# Death metal Guitar hero \m/



## Michael (Jun 1, 2007)

YouTube - GH Custom Song - Psycroptic - Cleansing A Misguided Path

Brutal.


----------



## 7 Strings of Hate (Jun 1, 2007)

nice, that game is so fun to play, i wish i could have gotten to play some of these killer metal songs on it, i love the 3 finger chords


----------



## noodles (Jun 1, 2007)

I wonder how he is hitting the buttons that fast, because that stream of sixteenth notes is pretty brutal.


----------



## 7 Dying Trees (Jun 1, 2007)

that is awesome! I NEED this game!


----------



## playstopause (Jun 1, 2007)

HOW the hell can this guy pull it off ?!?!?!
He must be playing full time! Pretty damn crazy.

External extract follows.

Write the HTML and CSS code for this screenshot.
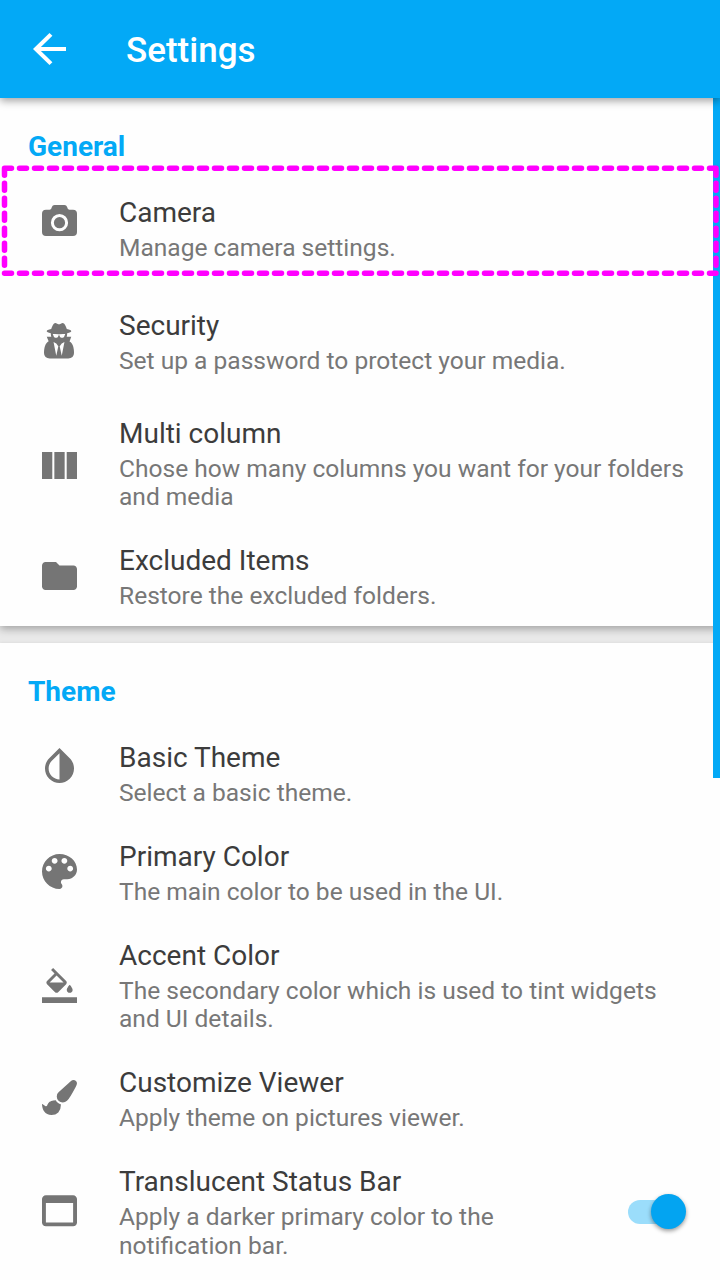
FILE: index.html
```html
<!DOCTYPE html>
<html lang="en">
<head>
<meta charset="utf-8">
<title>Settings</title>
<link rel="stylesheet" href="styles.css">
</head>
<body>
<div class="screen">
  <header class="app-bar">
    <svg class="back" width="33" height="32" viewBox="4 4 16 16" preserveAspectRatio="none"><path d="M20 11H7.83l5.59-5.59L12 4l-8 8 8 8 1.41-1.41L7.83 13H20v-2z"/></svg>
    <h1 class="app-title">Settings</h1>
  </header>
  <main class="content">
    <section class="card card-general">
      <h2 class="heading">General</h2>
      <div class="row row-camera">
        <div class="icon"><svg class="i-camera" width="35" height="31" viewBox="0 0 35 31"><path fill-rule="evenodd" d="M4 4.700h3.600c.9 0 1.400-.3 1.700-1.100l.6-1.600C10.400.7 11.200 0 12.600 0h9.800c1.400 0 2.200.7 2.700 2l.6 1.600c.3.8.8 1.100 1.700 1.100H31a4 4 0 0 1 4 4V27a4 4 0 0 1-4 4H4a4 4 0 0 1-4-4V8.700a4 4 0 0 1 4-4zM17.500 9.100a8.600 8.600 0 1 0 0 17.200 8.600 8.600 0 1 0 0-17.200z"/><circle cx="17.500" cy="17.700" r="5.600"/></svg></div>
        <div class="text"><div class="title">Camera</div><div class="sub">Manage camera settings.</div></div>
      </div>
      <div class="row row-security">
        <div class="icon"><svg class="i-spy" width="30" height="35.500" viewBox="0 0 1408 1664"><path fill-rule="evenodd" d="M576 1536l96-448-96-128-128-64zM832 1536l128-640-128 64-96 128zM992 526q-2-4-4-6-10-8-96-8-70 0-167 19-7 2-21 2t-21-2q-97-19-167-19-86 0-96 8-2 2-4 6 2 18 4 27 2 3 7.500 6.500t7.500 10.500q2 4 7.500 20.500t7 20.500 7.500 17 8.500 17 9 14 12 13.500 14 9.500 17.500 8 20.500 4 24.500 2q36 0 59-12.500t32.500-30 14.500-34.500 11.500-29.500 17.500-12.500h12q11 0 17.500 12.500t11.500 29.500 14.500 34.500 32.500 30 59 12.500q13 0 24.500-2t20.500-4 17.500-8 14-9.500 12-13.500 9-14 8.500-17 7.500-17 7-20.500 7.500-20.500q2-7 7.500-10.500t7.500-6.500q2-9 4-27zM1408 1405q0 121-73 190t-194 69h-874q-121 0-194-69t-73-190q0-61 4.500-118t19-125.500 37.500-123.500 63.500-103.500 93.500-74.500l-90-220h214q-22-64-22-128 0-12 2-32-194-40-194-96 0-57 210-99 17-62 51.500-134t70.500-114q32-37 76-37 30 0 84 31t84 31 84-31 84-31q44 0 76 37 36 42 70.500 114t51.500 134q210 42 210 99 0 56-194 96 7 81-20 160h214l-82 225q63 33 107.500 96.500t65.500 143.500 29 151.500 8 157.500z"/></svg></div>
        <div class="text"><div class="title">Security</div><div class="sub">Set up a password to protect your media.</div></div>
      </div>
      <div class="row">
        <div class="icon"><svg class="i-columns" width="35" height="27" viewBox="4 5 17 13"><path d="M10 18h5V5h-5v13zm-6 0h5V5H4v13zM16 5v13h5V5h-5z"/></svg></div>
        <div class="text"><div class="title">Multi column</div><div class="sub">Chose how many columns you want for your folders<br>and media</div></div>
      </div>
      <div class="row">
        <div class="icon"><svg class="i-folder" width="35" height="28" viewBox="2 4 20 16"><path d="M10 4H4c-1.100 0-1.990.9-1.990 2L2 18c0 1.100.9 2 2 2h16c1.100 0 2-.9 2-2V8c0-1.100-.9-2-2-2h-8l-2-2z"/></svg></div>
        <div class="text"><div class="title">Excluded Items</div><div class="sub">Restore the excluded folders.</div></div>
      </div>
    </section>
    <section class="card card-theme">
      <h2 class="heading">Theme</h2>
      <div class="row">
        <div class="icon"><svg class="i-invert" width="29" height="35" viewBox="4 2.270 16 19.310"><path d="M17.660 7.930L12 2.270 6.340 7.930c-3.120 3.120-3.120 8.190 0 11.310C7.900 20.800 9.950 21.580 12 21.580c2.050 0 4.100-.78 5.660-2.340 3.120-3.120 3.120-8.190 0-11.310zM12 19.590c-1.600 0-3.110-.62-4.240-1.760C6.620 16.690 6 15.190 6 13.590s.62-3.110 1.760-4.240L12 5.100v14.490z"/></svg></div>
        <div class="text"><div class="title">Basic Theme</div><div class="sub">Select a basic theme.</div></div>
      </div>
      <div class="row">
        <div class="icon"><svg class="i-palette" width="35" height="35" viewBox="3 3 18 18"><path d="M12 3c-4.970 0-9 4.030-9 9s4.030 9 9 9c.83 0 1.500-.67 1.500-1.500 0-.39-.15-.74-.39-1.010-.23-.26-.38-.61-.38-.99 0-.83.67-1.500 1.500-1.500H16c2.760 0 5-2.240 5-5 0-4.420-4.030-8-9-8zm-5.500 9c-.83 0-1.500-.67-1.500-1.500S5.670 9 6.500 9 8 9.670 8 10.500 7.330 12 6.500 12zm3-4C8.670 8 8 7.330 8 6.500S8.670 5 9.500 5s1.500.67 1.500 1.500S10.330 8 9.500 8zm5 0c-.83 0-1.500-.67-1.500-1.500S13.670 5 14.500 5s1.500.67 1.500 1.500S15.330 8 14.500 8zm3 4c-.83 0-1.500-.67-1.500-1.500S16.670 9 17.500 9s1.500.67 1.500 1.500-.67 1.500-1.500 1.500z"/></svg></div>
        <div class="text"><div class="title">Primary Color</div><div class="sub">The main color to be used in the UI.</div></div>
      </div>
      <div class="row">
        <div class="icon"><svg class="i-fill" width="35" height="35" viewBox="0 0 24 24"><path d="M16.560 8.940L7.620 0 6.210 1.410l2.380 2.380-5.150 5.150c-.59.59-.59 1.540 0 2.120l5.500 5.500c.29.29.68.44 1.060.44s.77-.15 1.060-.44l5.500-5.500c.59-.58.59-1.530 0-2.120zM5.210 10L10 5.210 14.790 10H5.210zM19 11.500s-2 2.170-2 3.500c0 1.100.9 2 2 2s2-.9 2-2c0-1.330-2-3.500-2-3.500zM0 20h24v4H0v-4z"/></svg></div>
        <div class="text"><div class="title">Accent Color</div><div class="sub">The secondary color which is used to tint widgets<br>and UI details.</div></div>
      </div>
      <div class="row">
        <div class="icon"><svg class="i-brush" width="35" height="35" viewBox="0 0 1792 1792"><path d="M1615 0q70 0 122.500 46.500t52.500 116.500q0 63-45 151-332 629-465 752-97 91-218 91-126 0-216.500-92.500t-90.500-219.500q0-128 92-212l638-579q59-54 130-54zM706 1034q39 76 106.500 130t150.500 76l1 71q4 213-129.500 347t-348.500 134q-123 0-218-46.500t-152.500-127.500-86.500-183-29-220q7 5 41 30t62 44.500 59 36.500 46 17q41 0 55-37 25-66 57.500-112.500t69.500-76 88-47.500 103-25.500 125-10.500z"/></svg></div>
        <div class="text"><div class="title">Customize Viewer</div><div class="sub">Apply theme on pictures viewer.</div></div>
      </div>
      <div class="row">
        <div class="icon"><svg class="i-window" width="35" height="31.500" viewBox="3 4 18 16"><path d="M19 4H5c-1.110 0-2 .9-2 2v12c0 1.100.89 2 2 2h14c1.100 0 2-.9 2-2V6c0-1.100-.89-2-2-2zm0 14H5V8h14v10z"/></svg></div>
        <div class="text"><div class="title">Translucent Status Bar</div><div class="sub">Apply a darker primary color to the<br>notification bar.</div></div>
        <div class="switch"><div class="thumb"></div></div>
      </div>
    </section>
    <div class="scrollbar"></div>
  </main>
  <svg class="highlight" width="720" height="115" viewBox="0 0 720 115"><path d="M4.500 5.300H716M4.500 110.300H716M4.500 5.300V110.300M716 5.300V110.300"/></svg>
</div>
</body>
</html>
```
FILE: styles.css
```css
* { box-sizing: border-box; }
body {
  margin: 0;
  background: #e9e9e9;
  font-family: Roboto, "Liberation Sans", sans-serif;
}
h1, h2 { margin: 0; }
.screen {
  position: relative;
  width: 720px;
  height: 1280px;
  overflow: hidden;
}
.app-bar {
  position: relative;
  z-index: 2;
  display: flex;
  align-items: center;
  height: 98px;
  padding-left: 33px;
  background: #03a9f6;
  box-shadow: 0 3px 8px rgba(0, 0, 0, .36);
}
.back { fill: #fff; }
.app-title {
  margin-left: 60px;
  padding-top: 3px;
  font-size: 35px;
  line-height: 40px;
  font-weight: 500;
  color: #fff;
}
.content { position: relative; }
.card {
  background: #fefefe;
  padding-top: 32px;
}
.card-general {
  position: relative;
  height: 528px;
  box-shadow: 0 3px 8px rgba(0, 0, 0, .3);
}
.card-theme {
  margin-top: 17px;
  height: 660px;
  box-shadow: 0 0 3px rgba(0, 0, 0, .08);
}
.heading {
  margin: 0 0 17px 28px;
  font-size: 28px;
  line-height: 33px;
  font-weight: 700;
  color: #03a9f6;
}
.row {
  display: flex;
  align-items: flex-start;
  padding: 16px 0 16.600px;
}
.row-camera { margin-bottom: 14px; }
.row-security { margin-bottom: 9px; }
.icon {
  display: flex;
  justify-content: center;
  width: 119px;
  flex: none;
  fill: #757575;
}
.text { flex: 1; white-space: nowrap; }
.title {
  font-size: 28px;
  line-height: 33px;
  color: #3c3c3c;
}
.sub {
  margin-top: 5px;
  font-size: 24.550px;
  line-height: 28.400px;
  color: #777;
}
.i-camera { margin-top: 9px; }
.i-spy { margin: 14px 1px 0 0; }
.i-columns { margin-top: 34.500px; }
.i-folder { margin-top: 18px; }
.i-invert { margin-top: 7px; }
.i-palette { margin-top: 14px; }
.i-fill { margin-top: 28.500px; }
.i-brush { margin-top: 14px; }
.i-window { margin-top: 30px; }
.switch {
  display: flex;
  justify-content: flex-end;
  align-items: center;
  width: 58px;
  height: 24px;
  margin: 34.200px 34px 0 0;
  border-radius: 12px;
  background: linear-gradient(#9bddfb, #9bddfb) left / 46px 24px no-repeat;
}
.thumb {
  flex: none;
  width: 35px;
  height: 35px;
  border-radius: 50%;
  background: #03a4f1;
  box-shadow: 0 2px 4px rgba(0, 0, 0, .4);
}
.scrollbar {
  position: absolute;
  top: 0;
  right: 0;
  width: 7px;
  height: 680px;
  background: #03a9f6;
}
.highlight {
  position: absolute;
  z-index: 3;
  left: 0;
  top: 163px;
  fill: none;
  stroke: #f0f;
  stroke-width: 5.500;
  stroke-linecap: round;
  stroke-dasharray: 7 8;
}
```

He's probably a robot or something.


----------



## Naren (Jun 1, 2007)

That's hilarious. I actually thought that was a pretty cool song. Never heard of the band before... but those button mashings were crazy. I have trouble in that game with a bunch of 8th notes in a row, but he was hitting those buttons pretty well with all those 16th notes.


----------



## Metal Ken (Jun 1, 2007)

Psycroptic is fucking nuts


----------



## Pauly (Jun 4, 2007)

There's more ridiculous vids from that user.


----------



## thor von clemson (Jun 5, 2007)

how does one go about making songs like that?


that video was nuts. I was proud of myself for beating some of the tunes on hard mode but man...


----------